Enfin, la juge irlandaise Síofra O’Leary joignait le texte de son opinion séparée à l’arrêt (Conv. EDH, art. 74). Elle faisait savoir sa désapprobation quant à la violation de l’article 34 eu égard au fait, entre autres, que le requérant savait dès sa condamnation par le tribunal correctionnel que son séjour sur le territoire pouvait s’achever, celui-ci étant devenu irrégulier par le décret de déchéance de nationalité en date du 28 mai 2014. Sa demande d’asile du 13 juillet 2015 était par ailleurs rejetée, et la COMEX avait rendu, une semaine plus tard, un avis favorable à son expulsion. Dans un second temps, la Cour n’examinait pas les obstacles objectifs qui, exceptionnellement, pouvaient selon elle empêcher le gouvernement défendeur de se conformer à la mesure provisoire dont il venait seulement d’avoir connaissance, alors que l’intervalle de temps entre la notification de cette mesure et le départ de l’avion était de trente minutes. Il n’était pas non plus établi que, à la suite de la notification de la décision à 12h05, les autorités françaises avaient omis d’agir délibérément, la Cour n’ayant pas recherché l’heure à laquelle la mesure provisoire était demandée par le requérant, ni si son avocat en avait informé le gouvernement, et le cas échéant à quelle heure. Compte tenu de toutes les séquences d’évènements, le bénéfice du doute aurait dû, selon elle, être accordé à l’État défendeur. Enfin, la juge se demande de façon pragmatique quelle aurait été l’issue de l’application de la mesure provisoire par l’État français. Dans une telle éventualité, le requérant n’aurait pu être incarcéré, puisqu’il incitait en prison d’autres détenus à la radicalisation, pas plus qu’être assigné à résidence dans un hôtel ou un logement similaire où il aurait été soumis à des mesures et des contrôles stricts et journaliers. En outre, l’examen de sa demande par la juridiction aurait pris entre deux et quatre ans. Par ailleurs, à l’affirmation selon laquelle la Cour européenne considère que tout laxisme sur la question des mesures provisoires affaiblirait de manière inacceptable la protection des droits fondamentaux garantis par la Convention, elle oppose pour sa part que cela ne doit pas la faire pencher vers « une approche absolutiste, loin de la réalité de l’affaire portée devant elle ».

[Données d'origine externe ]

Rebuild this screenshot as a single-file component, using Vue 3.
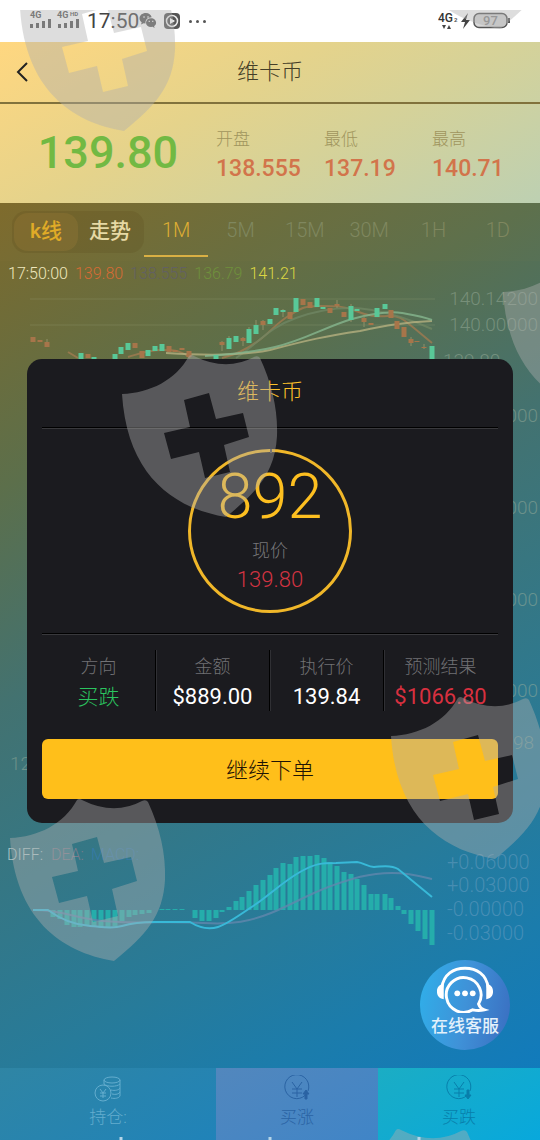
<script setup>
import { ref } from 'vue'

const mode = ref('k')
const period = ref('1M')
const periods = ['1M', '5M', '15M', '30M', '1H', '1D']

const quotes = [
  { label: '开盘', value: '138.555' },
  { label: '最低', value: '137.19' },
  { label: '最高', value: '140.71' },
]

const order = [
  { label: '方向', value: '买跌', tone: 'green' },
  { label: '金额', value: '$889.00', tone: '' },
  { label: '执行价', value: '139.84', tone: '' },
  { label: '预测结果', value: '$1066.80', tone: 'red' },
]

// x, top, bottom, colour (u = up, d = down)
const candles = [
  [33, 337, 342, 'd'], [40, 340, 342, 'd'], [47, 342, 347, 'd'], [81, 353, 360, 'u'],
  [88, 354, 358, 'd'], [94, 357, 360, 'u'], [115, 354, 360, 'u'], [121, 347, 354, 'u'],
  [128, 343, 350, 'u'], [135, 343, 348, 'd'], [142, 351, 358, 'd'], [148, 350, 356, 'u'],
  [155, 346, 351, 'u'], [162, 344, 351, 'u'], [169, 346, 352, 'd'], [175, 350, 352, 'd'],
  [182, 348, 350, 'd'], [189, 351, 357, 'd'], [216, 355, 360, 'u'], [222, 342, 345, 'd'],
  [229, 338, 349, 'u'], [236, 336, 342, 'u'], [243, 338, 341, 'd'], [249, 329, 343, 'u'],
  [256, 325, 334, 'u'], [263, 321, 325, 'd'], [270, 319, 324, 'u'], [276, 308, 315, 'u'],
  [283, 310, 312, 'u'], [290, 312, 319, 'd'], [296, 298, 312, 'u'], [303, 299, 305, 'd'],
  [310, 302, 308, 'd'], [317, 298, 307, 'u'], [323, 307, 309, 'u'], [330, 308, 313, 'd'],
  [337, 304, 306, 'd'], [344, 312, 317, 'd'], [351, 306, 320, 'u'], [357, 309, 311, 'u'],
  [364, 318, 322, 'd'], [371, 323, 325, 'd'], [377, 308, 317, 'u'], [385, 304, 309, 'u'],
  [391, 310, 318, 'd'], [397, 321, 329, 'd'], [404, 327, 337, 'd'], [411, 339, 343, 'd'],
  [417, 341, 342, 'd'], [424, 347, 348, 'd'], [432, 346, 362, 'u'],
]
const wicks = [
  [47, 339, 347], [222, 341, 351], [229, 336, 349], [243, 337, 346], [249, 327, 343],
  [256, 320, 334], [263, 320, 330], [283, 309, 317], [337, 300, 308], [351, 304, 322],
  [364, 316, 327], [411, 337, 346], [424, 344, 349],
]

const priceLabels = [
  ['140.14200', 305], ['140.00000', 331], ['139.50000', 422],
  ['139.00000', 514], ['138.50000', 606], ['138.00000', 697],
]
const macdLabels = [
  ['+0.06000', 869], ['+0.03000', 892], ['-0.00000', 916], ['-0.03000', 940],
]

const zero = 910
const bars = [
  [53, 917], [60, 919], [67, 925], [74, 927], [80, 927], [87, 926], [94, 927], [101, 928],
  [108, 927], [115, 926], [122, 921], [129, 917], [135, 915], [142, 914], [149, 913],
  [162, 909], [168, 909], [175, 909], [182, 909], [195, 918], [202, 921], [209, 921],
  [216, 918], [222, 912], [229, 907], [236, 901], [242, 897], [249, 891], [256, 885],
  [263, 880], [270, 875], [276, 868], [283, 863], [290, 864], [296, 857], [303, 856],
  [310, 856], [317, 855], [324, 858], [330, 862], [337, 866], [344, 872], [351, 874],
  [357, 879], [364, 885], [371, 894], [377, 894], [385, 894], [391, 898], [398, 906],
  [404, 914], [411, 924], [418, 931], [425, 939], [432, 945],
]

// left corner of every shield
const shields = [[20, 8], [396, -94], [503, 292], [122, 394], [391, 736], [10, 838], [329, 1168]]
</script>

<template>
  <div class="page">
    <div class="status">
      <svg class="signal" viewBox="0 0 52 22" aria-hidden="true">
        <text x="0" y="8" class="net">4G</text>
        <text x="27" y="8" class="net">4G</text>
        <text x="40" y="6" class="net-sm">HD</text>
        <path d="M1.500 18v-4M7.500 18v-5M13.500 18v-7M19.500 18v-9M29.500 18v-4M35.500 18v-5M41.500 18v-7M47.500 18v-9" />
      </svg>
      <span class="clock">17:50</span>
      <svg class="wechat" viewBox="0 0 18 18" aria-hidden="true">
        <path fill="#5b5b5b" d="M7 1C3 1 .5 3.500.5 6.300c0 1.700.8 3 2.200 4L2 12.500l2.600-1.300 2 .4C6 7.800 8.500 5.500 12.700 5.300 12 2.700 9.800 1 7 1z" />
        <path fill="#5b5b5b" d="M12 6.300c-3 0-5 2-5 4.400s2 4.400 5 4.400l1.600-.3 2 1.100-.5-1.800c1.300-.8 2-2 2-3.400 0-2.400-2.200-4.400-5.100-4.400z" />
        <path fill="#ddd" d="M4.300 4.200h1.500v1.500H4.300zM8.300 4.200h1.500v1.500H8.300zM9.600 8.700H11v1.400H9.600zM13 8.700h1.400v1.400H13z" />
      </svg>
      <svg class="player" viewBox="0 0 18 18" aria-hidden="true">
        <rect x="1" y="1" width="16" height="16" rx="4" fill="#555" />
        <circle cx="9" cy="9" r="5.500" fill="none" stroke="#eee" stroke-width="1.500" />
        <path d="M7 6l5 3-5 3z" fill="#fff" />
      </svg>
      <span class="dots"><i></i><i></i><i></i></span>
      <svg class="power" viewBox="0 0 74 22" aria-hidden="true">
        <text x="0" y="12" class="net2">4G</text>
        <text x="16" y="12" class="net-sm">2</text>
        <path d="M4 15h4l-2 4zM9 19h4l-2-4z" fill="#444" />
        <path d="M30 3l-7 9h4l-2 7 7-9h-4z" fill="#444" />
        <rect x="36" y="3.500" width="33" height="14" rx="5" fill="#d8d8d8" stroke="#555" stroke-width="1.500" />
        <path d="M71 8v5" stroke="#555" stroke-width="2" />
        <text x="45" y="15" class="pct">97</text>
      </svg>
    </div>

    <header class="top">
      <div class="bar">
        <button class="back" aria-label="返回">
          <svg viewBox="0 0 12 20"><path d="M11 1L2 10l9 9" /></svg>
        </button>
        <h1>维卡币</h1>
      </div>
      <div class="quotes">
        <strong class="last">139.80</strong>
        <div v-for="q in quotes" :key="q.label" class="quote">
          <span>{{ q.label }}</span>
          <b>{{ q.value }}</b>
        </div>
      </div>
    </header>

    <main class="market">
      <div class="tabs">
        <div class="switch">
          <button :class="{ on: mode === 'k' }" @click="mode = 'k'">k线</button>
          <button :class="{ on: mode === 'trend' }" @click="mode = 'trend'">走势</button>
        </div>
        <button
          v-for="p in periods"
          :key="p"
          class="tab"
          :class="{ active: period === p }"
          @click="period = p"
        >{{ p }}</button>
      </div>

      <div class="info">
        <span class="time">17:50:00</span>
        <span class="c1">139.80</span>
        <span class="c2">138.555</span>
        <span class="c3">136.79</span>
        <span class="c4">141.21</span>
      </div>

      <svg class="chart" viewBox="0 286 540 782">
        <path class="grid" d="M30 299H435M30 325H435" />
        <path class="ma d" d="M68 352l10 6M128 357C142 353 148 350 162 350S182 351 190 358M222 358C238 354 252 346 262 338S278 322 290 315 304 306 320 306 344 306 356 311 376 317 388 316 404 320 414 328L432 343" />
        <path class="ma dim" d="M236 358C260 342 268 328 296 318S350 306 372 310 412 320 432 329" />
        <path class="ma pale" d="M166 353C196 355 236 357 270 350 308 340 326 336 360 331 384 326 404 322 432 321" />
        <path class="ma mint" d="M205 356C235 354 255 352 275 347 305 340 325 327 352 319 374 313 390 311 402 313S422 316 432 320" />
        <path v-for="w in wicks" :key="'w' + w[0]" class="wick" :d="`M${w[0]} ${w[1]}V${w[2]}`" />
        <rect
          v-for="c in candles"
          :key="c[0]"
          :class="c[3]"
          :x="c[0] - 2.5"
          :y="c[1]"
          width="5"
          :height="c[2] - c[1]"
        />
        <text v-for="l in priceLabels" :key="l[0]" class="axis" x="538" :y="l[1]" text-anchor="end">{{ l[0] }}</text>
        <text class="axis" x="443" y="367">139.80</text>
        <text class="axis" x="534" y="749" text-anchor="end">138.98</text>
        <text class="axis" x="10" y="770">12:51</text>

        <text class="legend" x="7" y="860">DIFF:</text>
        <text class="legend dea" x="51" y="860">DEA:</text>
        <text class="legend macd" x="91" y="860">MACD:</text>
        <rect
          v-for="b in bars"
          :key="'b' + b[0]"
          class="hist"
          :x="b[0] - 2.5"
          :y="Math.min(b[1], zero)"
          width="5"
          :height="Math.abs(b[1] - zero)"
        />
        <path class="dea-line" d="M33 910C63 910 74 918 103 921S173 921 203 923 251 921 271 913 311 893 331 886 368 873 392 873C410 873 420 876 432 879" />
        <path class="diff-line" d="M33 910H48C60 919 76 925 90 926S112 929 122 926 147 922 155 922H190C198 927 208 930 218 927S244 912 256 904 284 881 300 872 322 863 336 863L357 862C364 863 368 867 374 867S390 864 398 869L432 897" />
        <text v-for="l in macdLabels" :key="l[0]" class="axis blue" x="447" :y="l[1]">{{ l[0] }}</text>
      </svg>
    </main>

    <nav class="actions">
      <button class="hold">
        <svg viewBox="0 0 28 28">
          <circle cx="9" cy="18" r="8" />
          <path d="M6 14l3 4 3-4M9 18v5M6 18h6M6 21h6" />
          <ellipse cx="18" cy="5" rx="8" ry="3" />
          <path d="M10 5v4c3 3 13 3 16 0V5M26 9v4c-1 2-5 3-9 2M26 13v4c-1 2-4 3-8 2M26 17v4c-1 2-5 3-9 2" />
        </svg>
        持仓:
      </button>
      <button class="rise">
        <svg viewBox="0 0 28 28">
          <path d="M24 18a12 12 0 1 1 1-2M9 7l5 7 5-7M14 14v8M9 14h10M9 18h10" />
          <path class="arrow" d="M23 15l3 4h-2v5h-2v-5h-2z" />
        </svg>
        买涨
      </button>
      <button class="fall">
        <svg viewBox="0 0 28 28">
          <path d="M24 18a12 12 0 1 1 1-2M9 7l5 7 5-7M14 14v8M9 14h10M9 18h10" />
          <path class="arrow" d="M23 24l3-4h-2v-5h-2v5h-2z" />
        </svg>
        买跌
      </button>
    </nav>

    <button class="service">
      <svg viewBox="0 0 60 48" aria-hidden="true">
        <path class="line" d="M6 22C8 8 18 2 30 2s22 6 24 20" />
        <path class="cup" d="M8 18v16c-5-1-7-4-7-8s2-7 7-8zM52 18v16c5-1 7-4 7-8s-2-7-7-8z" />
        <path class="line" d="M44 39a18 18 0 1 0-6 6c4 1 8 1 12 0-3-1-5-3-6-6z" />
        <circle cx="22" cy="28" r="3" /><circle cx="30" cy="28" r="3" /><circle cx="38" cy="28" r="3" />
      </svg>
      <span>在线客服</span>
    </button>

    <div class="overlay">
      <section class="dialog" role="dialog" aria-labelledby="dialog-title">
        <h2 id="dialog-title">维卡币</h2>
        <div class="ring">
          <svg viewBox="0 0 164 164" aria-hidden="true">
            <circle cx="82" cy="82" r="80.5" />
            <path d="M83 0v4" />
          </svg>
          <strong>892</strong>
          <span>现价</span>
          <em>139.80</em>
        </div>
        <dl class="order">
          <div v-for="o in order" :key="o.label">
            <dt>{{ o.label }}</dt>
            <dd :class="o.tone">{{ o.value }}</dd>
          </div>
        </dl>
        <button class="again">继续下单</button>
      </section>
    </div>

    <svg class="marks" viewBox="0 10 540 1130" preserveAspectRatio="xMidYMin slice" aria-hidden="true">
      <path
        v-for="s in shields"
        :key="s.join()"
        fill-rule="evenodd"
        :transform="`translate(${s[0]} ${s[1]})`"
        d="M0 0C28-1 54-14 67-38Q69-40 72-38Q104-22 132-37Q136-39 138-36C150-10 156 16 155 42C153 78 136 97 104 123C50 114 5 80 0 0zM62 6L87-1 94 25 121 19 127 43 102 51 108 78 83 84 77 58 49 65 42 39 68 33z"
      />
      <path class="ticks" d="M121 1137v4M270 1137v4M419 1137v4" />
    </svg>
  </div>
</template>

<style>
body {
  margin: 0;
}
</style>

<style scoped>
.page {
  position: relative;
  display: flex;
  flex-direction: column;
  min-height: 100vh;
  overflow: hidden;
  font-family: Roboto, 'Noto Sans CJK SC', sans-serif;
  font-weight: 300;
  background: linear-gradient(151deg, #8a6a1b 4%, #7d6a2b 14%, #5c6f4b 34%, #437270 49%, #387680 59%, #277b9a 75%, #1b7cac 85%, #0c7ac4 100%);
}

button {
  padding: 0;
  border: 0;
  background: none;
  font: inherit;
  color: inherit;
  cursor: pointer;
}

.status {
  display: flex;
  align-items: center;
  height: 42px;
  box-sizing: border-box;
  padding: 0 28px 0 30px;
  background: #fff;
  color: #444;
}

.signal {
  width: 52px;
  height: 22px;
  overflow: visible;
}

.signal path {
  stroke: #555;
  stroke-width: 3;
}

.net {
  font: 700 9px Roboto, sans-serif;
  fill: #555;
}

.net2 {
  font: 500 12px Roboto, sans-serif;
  fill: #333;
}

.net-sm {
  font: 700 6px Roboto, sans-serif;
  fill: #555;
}

.clock {
  margin-left: 5px;
  width: 52px;
  font-size: 21px;
  font-weight: 400;
}

.wechat,
.player {
  width: 18px;
  height: 18px;
}

.player {
  margin-left: 6px;
}

.dots {
  display: flex;
  gap: 4px;
  margin-left: 8px;
}

.dots i {
  width: 3px;
  height: 3px;
  background: #555;
  border-radius: 50%;
}

.power {
  width: 74px;
  height: 22px;
  margin-left: auto;
}

.pct {
  font: 500 13px Roboto, sans-serif;
  fill: #888;
}

.top {
  background: linear-gradient(151deg, #ffd780, #e5d38b 39%, #d6d298 62%, #bdd0b2);
}

.bar {
  display: flex;
  align-items: center;
  height: 60px;
  padding: 0 16px;
}

.back {
  width: 12px;
  height: 20px;
}

.back svg {
  display: block;
  fill: none;
  stroke: #222;
  stroke-width: 2;
}

h1 {
  flex: 1;
  margin: 0 12px 0 0;
  text-align: center;
  font-size: 22px;
  font-weight: 300;
  line-height: 32px;
  color: #443e28;
}

.quotes {
  display: grid;
  grid-template-columns: 4fr 2fr 2fr 2fr;
  height: 99px;
  align-items: center;
  border-top: 2px solid #81723c;
}

.last {
  padding-bottom: 3px;
  text-align: center;
  font-size: 45px;
  font-weight: 500;
  color: #72b943;
}

.quote {
  display: flex;
  flex-direction: column;
  gap: 6px;
  line-height: 24px;
}

.quote span {
  font-size: 17px;
  color: #a0955d;
}

.quote b {
  font-size: 23px;
  font-weight: 500;
  color: #d2744b;
}

.market {
  flex: 1;
}

.tabs {
  display: flex;
  align-items: center;
  height: 58px;
  padding: 0 10px 0 12px;
  background: rgba(180, 150, 80, 0.04);
}

.switch {
  display: flex;
  width: 132px;
  height: 42px;
  box-sizing: border-box;
  padding: 2px;
  border-radius: 14px;
  background: rgba(80, 60, 20, 0.16);
  font-size: 21px;
  font-weight: 500;
  color: #e6d9a4;
}

.switch button {
  flex: 1;
  padding-bottom: 7px;
  border-radius: 14px;
}

.switch .on {
  background: rgba(190, 150, 70, 0.16);
  color: #e0ab27;
}

.tab {
  flex: 1;
  height: 50px;
  box-sizing: border-box;
  padding-bottom: 2px;
  border-bottom: 2px solid transparent;
  font-size: 20px;
  color: #7f875f;
}

.tab.active {
  color: #dfae33;
  border-color: #d9b044;
}

.info {
  display: flex;
  align-items: center;
  gap: 7px;
  height: 25px;
  padding: 0 8px;
  font-size: 16px;
}

.time {
  color: #efe8be;
}

.c1 {
  color: #d66b35;
}

.c2 {
  color: #626063;
}

.c3 {
  color: #6f903c;
}

.c4 {
  color: #dcd743;
}

.chart {
  display: block;
  width: 100%;
}

.grid {
  stroke: rgba(160, 170, 130, 0.25);
}

.u {
  fill: #59c898;
}

.d {
  fill: #a7754a;
}

.wick {
  stroke: #8f9069;
}

.ma {
  fill: none;
  stroke-width: 2;
  opacity: 0.8;
}

.ma.d {
  stroke: #a17b50;
}

.ma.dim {
  stroke: #6f8663;
}

.ma.pale {
  stroke: #b5b07f;
}

.ma.mint {
  stroke: #86b78e;
}

.axis {
  font-size: 19px;
  fill: rgba(155, 175, 155, 0.5);
}

.axis.blue {
  font-size: 20px;
  fill: rgba(120, 165, 200, 0.45);
}

.legend {
  font-size: 16px;
  fill: #a9c4c6;
}

.legend.dea {
  fill: #7b7d8c;
}

.legend.macd {
  fill: #367ba6;
}

.hist {
  fill: #25adab;
}

.dea-line,
.diff-line {
  fill: none;
  stroke: #6187ac;
  stroke-width: 2;
  opacity: 0.8;
}

.diff-line {
  stroke: #38b9d8;
  opacity: 1;
}

.actions {
  display: grid;
  grid-template-columns: 4fr 3fr 3fr;
  height: 72px;
}

.actions button {
  display: flex;
  flex-direction: column;
  align-items: center;
  gap: 2px;
  padding-top: 7px;
  font-size: 17px;
  line-height: 24px;
}

.actions svg {
  width: 28px;
  height: 28px;
  fill: none;
  stroke: currentColor;
}

.actions .arrow {
  fill: currentColor;
}

.hold {
  background: linear-gradient(151deg, #2f85a4, #2083b9);
  color: #64adce;
}

.rise {
  background: linear-gradient(151deg, #5287bd, #4085c7);
  color: #2a63a3;
}

.fall {
  background: linear-gradient(151deg, #1badc4, #08a8dc);
  color: #087fab;
}

.service {
  position: absolute;
  right: 30px;
  bottom: 90px;
  display: flex;
  flex-direction: column;
  align-items: center;
  width: 90px;
  height: 90px;
  padding-top: 6px;
  border-radius: 50%;
  background: linear-gradient(100deg, #2fb0ea, #3f92d8 50%, #3a6dc0);
  font-size: 17px;
  font-weight: 500;
  line-height: 26px;
  color: #e3f1fb;
}

.service svg {
  width: 58px;
  height: 47px;
  fill: #fff;
}

.service .line {
  fill: none;
  stroke: #fff;
  stroke-width: 3;
}

.overlay {
  position: absolute;
  inset: 42px 0 0;
  display: flex;
  align-items: center;
  padding: 0 5%;
}

.dialog {
  flex: 1;
  padding: 0 15px 24px;
  border-radius: 15px;
  background: #1b1b1f;
}

h2 {
  margin: 0;
  padding-bottom: 3px;
  text-align: center;
  font-size: 22px;
  font-weight: 300;
  line-height: 65px;
  color: #fdc02a;
  border-bottom: 1px solid #000;
  box-shadow: 0 1px #39393c;
}

.ring {
  position: relative;
  display: flex;
  flex-direction: column;
  align-items: center;
  width: 164px;
  height: 164px;
  margin: 21px auto 20px;
}

.ring svg {
  position: absolute;
  inset: 0;
  fill: none;
  stroke: #f0b729;
  stroke-width: 3;
}

.ring path {
  stroke: #55504a;
  stroke-width: 2;
}

.ring strong {
  margin-top: 16px;
  font-size: 63px;
  font-weight: 300;
  line-height: 64px;
  color: #fdbf20;
}

.ring span {
  margin-top: 9px;
  font-size: 18px;
  line-height: 26px;
  color: #77777a;
}

.ring em {
  font-size: 22px;
  font-style: normal;
  line-height: 32px;
  color: #d23342;
}

.order {
  display: grid;
  grid-template-columns: repeat(4, 1fr);
  margin: 0;
  padding: 16px 0 28px;
  border-top: 1px solid #000;
  box-shadow: inset 0 1px #39393c;
}

.order div {
  height: 61px;
  text-align: center;
  border-right: 1px solid transparent;
}

.order div:not(:last-child) {
  border-color: #000;
  box-shadow: 1px 0 #303034;
}

dt {
  font-size: 18px;
  line-height: 34px;
  color: #717174;
}

dd {
  margin: 0;
  font-size: 22px;
  font-weight: 400;
  line-height: 26px;
  white-space: nowrap;
  color: #fff;
}

dd.green {
  font-size: 21px;
  font-weight: 300;
  color: #2bc45f;
}

dd.red {
  color: #d8303f;
}

.again {
  display: block;
  width: 100%;
  height: 60px;
  padding-bottom: 2px;
  border-radius: 6px;
  background: #ffbf1a;
  font-size: 22px;
  color: #1f1405;
}

.marks {
  position: absolute;
  inset: 10px 0 0;
  width: 100%;
  height: calc(100% - 10px);
  fill: rgba(175, 175, 175, 0.42);
  pointer-events: none;
}

.ticks {
  stroke: #b5d5e8;
  stroke-width: 3;
}
</style>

Outre la fiction prédictive contestable mobilisée dans ce raisonnement, tout se passant « comme si » le respect de la mesure provisoire par le gouvernement français pouvait hypothétiquement avoir un effet paralysant sur les institutions, il est possible de rétorquer que la raison d’être de ces mesures et du droit de requête individuelle est précisément de pouvoir contrecarrer les risques imminents de dommage irréparable, si nécessaire en suspendant temporairement les mesures coercitives engagées par un État. Ainsi, le mécanisme des mesures provisoires permet non seulement au juge européen de paralyser temporairement une décision nationale portant atteinte aux droits et libertés, mais également de garantir l’effectivité du recours exercé devant la Cour européenne des droits de l’homme dans l’intérêt des parties. La prudence est alors de rigueur en matière de nationalité et de bannissement d’individus jugés « indignes ou déloyaux » (V., J. Lepoutre, La déchéance de nationalité, un outil pertinent ?, Esprit 2015, p. 120), la nationalité garantissant, selon la vision arendtienne, « le droit d’avoir des droits » (V., I. Breyer et S. Dumitru, Les sans-papiers et leur droit d’avoir des droits, Raisons politiques, n° 26, 2007, p.126).